What do you think about Bellwether League Inc.’s mission and philosophy and how do you feel about becoming an Honoree?
I am overwhelmed to be honored by an organization that promotes integrity and excellence in our profession while encouraging the next generation of leaders who can elevate supply chain’s contributions and build effective healthcare across the world.
What attracted and motivated you to join the healthcare supply chain management field when you did?
I confess that my entry into hospital materials management, as it was known way back then, was completely by accident. After my husband and I were married, he still had a year to complete his master’s degree at UC Berkeley. I needed a job and responded to an ad for a “storeroom supervisor” at Alta Bates Hospital in Berkeley. So it was the luckiest accident of my life!
For what one contribution would you like to be most remembered?
I hope to be remembered by people who worked with me as a mentor who encouraged everyone to keep sharpening their abilities and to openly debate issues from varying perspectives so we could develop the best solution. I also hope that I have imparted the need for integrity and persistence in doing what is right for the organization and society.
If you were to encourage people – either outside of healthcare or just out of school – to enter healthcare supply chain management and strive to be a future Bellwether League Inc. Honoree, what would you tell them?
I would emphasize that despite being in healthcare supply chain for over 40 years, I have learned something new every single work day. In order to be successful, the supply chain professional must be grounded in sound financial and analytical skills and be able to build relationships at all levels of the organization.
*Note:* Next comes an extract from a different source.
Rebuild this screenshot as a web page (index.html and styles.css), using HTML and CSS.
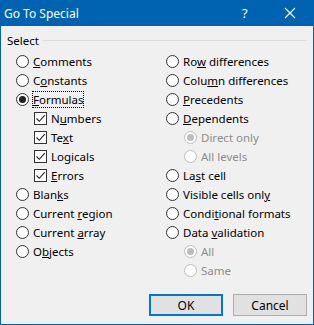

In order to excel in an environment that changes rapidly due to technological innovation and regulatory mandates, you need to be able to make decisions on “enough” information instead of exhaustive research and second-guessing. Then you need to be able to admit it if you were wrong and move on.
What is the one industry challenge you would like to see solved during your lifetime?
I would be elated if the competing incentives of different U.S. healthcare stakeholders were removed so that we could all focus on providing effective patient care across our communities.
How important is effective and innovative supply chain management during tough economic times?
Of course, supply chain management rises in importance during times that forces us to do more with less. And, generally, it is easier for the supply chain manager to gain support for change and efficiency during stressful times. However, it is just as important to establish a strong foundation when times are good. Intelligent, evidence-based decisions are always important. We cannot be lazy when the economy is sound. If we want to maintain fiscal health, we have to keep setting the bar higher.
In two sentences or less, what defines healthcare supply chain leadership?
Healthcare supply chain leadership is inspiring excellence and demanding integrity throughout the organization.
If you traveled back in time to when you just started in healthcare what would you tell yourself?
I would say that I was fortunate to land in the right profession because it provides the environment to rise to meet continuing challenges, enhance critical thinking skills and help society.